(The following story by William Johnson appeared on The (Opelousas) Daily World website on July 13.)
OPELOUSAS, La. — The largest gathering of Orphan Train riders and their families in the nation’s history is expected this weekend when the Louisiana Orphan Train Society hosts its annual gathering.
“We are expecting more than 200 people if our count is right,” said Flo Inhern, the society’s historian.
She said the event, which has been held each year since 1990, usually attracts about 80 to 90 but this year is special.
“We are celebrating the 100th anniversary of the arrival of the first Orphan Train riders to Louisiana in 1907,” Inhern said. “We are expecting a lot of family members this year.”
She said three Orphan Trains arrived that year; two in April and another in May. Opelousas Mayor Donald Cravins Sr. has marked the anniversary by declaring this the year of the Orphan Train Rider in Opelousas.
Inhern said she will have a display of Orphan Train memorabilia at the hall and the society will sell limited-edition prints of renowned area muralist Robert Dafford’s wall-sized painting of the arrival of the first train.
The gathering is only one of a number of events planned to mark this centennial year.
In September, the city is expected to open bids to build a permanent Orphan Train Museum in the restored Union Pacific Depot in Le Vieux Village, the city’s tourism center.
Inhern said in October the spirits of some of the riders will be brought to life again during the city’s Voices of the Past St. Landry Cemetery Tours. “There are 12 buried there that we know about,” Inhern said.
In November a newly commissioned play telling the story of the Orphan Train riders will be presented at both the Old City Market in Opelousas and on the campus of the Louisiana State University at Eunice.
The Orphan Train is the popular name for an adoption program that was begun in 1854 by the New York Foundling Hospital. New York was then experiencing a huge wave of immigrants – many the poorest of the poor.
Because of poverty, disease and economic distress, many of their children became orphans and many ended up at the Foundling Hospital.

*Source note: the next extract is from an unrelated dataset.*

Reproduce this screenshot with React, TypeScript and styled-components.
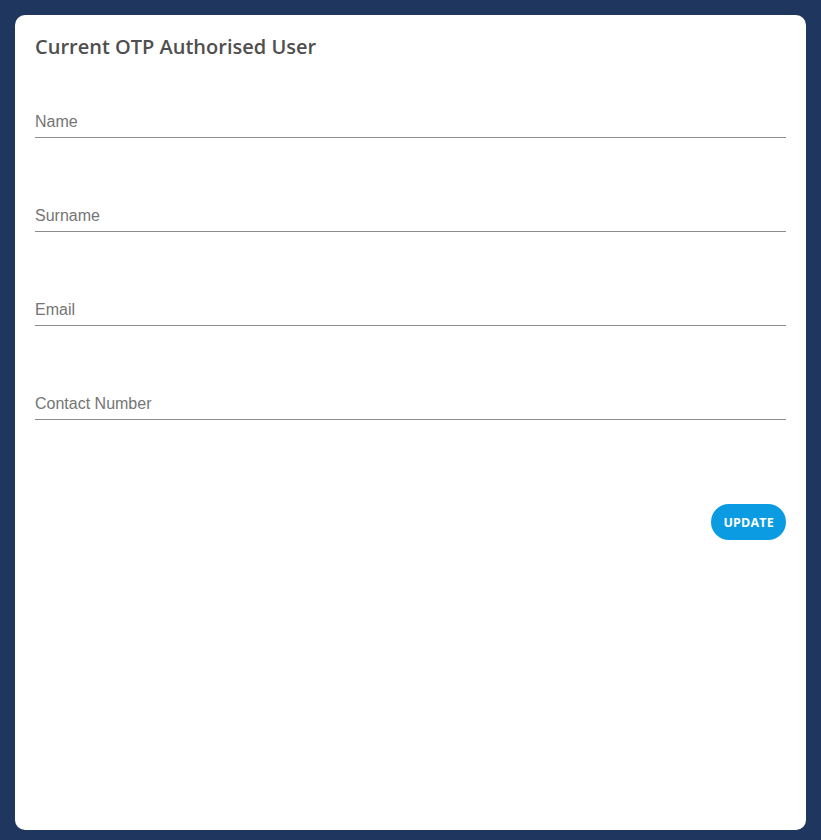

In an effort to fight overcrowding, the Catholic hospital began the nation’s first foster care program by shipping the orphans out by the train-load to be adopted by rural Catholic families throughout the nation.
This program proved so successful that Catholic orphanages throughout the northeast soon joined in.
Between 1854 and 1929 more than 150,000 orphans, with numbers pinned to their clothes and accompanied by nuns, boarded trains for new homes in rural farming communities.
More than 2,000 of these orphans came to Louisiana, primarily to St. Landry and Evangeline parishes.
In Louisiana, Inhern said the trains would arrive in Hammond and then move on to Lafayette and points west, eventually crossing the Sabine River and continue on into Texas.
“From Lafayette they would come up to Opelousas,” Inhern said.
While about 55 orphans arrived in Opelousas in 1907, most moved on yet again.
The plan was to place them with rural farming families, so, while their new parents would pick them up at the Opelousas depot, they would take their new children home to Mamou, Eunice and other areas.
“Three went to Eunice that we know of,” Inhern said.
The trains continued to arrive every year until 1929. “That is when social services kicked in. There were no more Orphan Trains after that,” Inhern said.
The local Orphan Train Society is made up of decedents of these original riders. In Inhern’s case, the rider was her father in-law.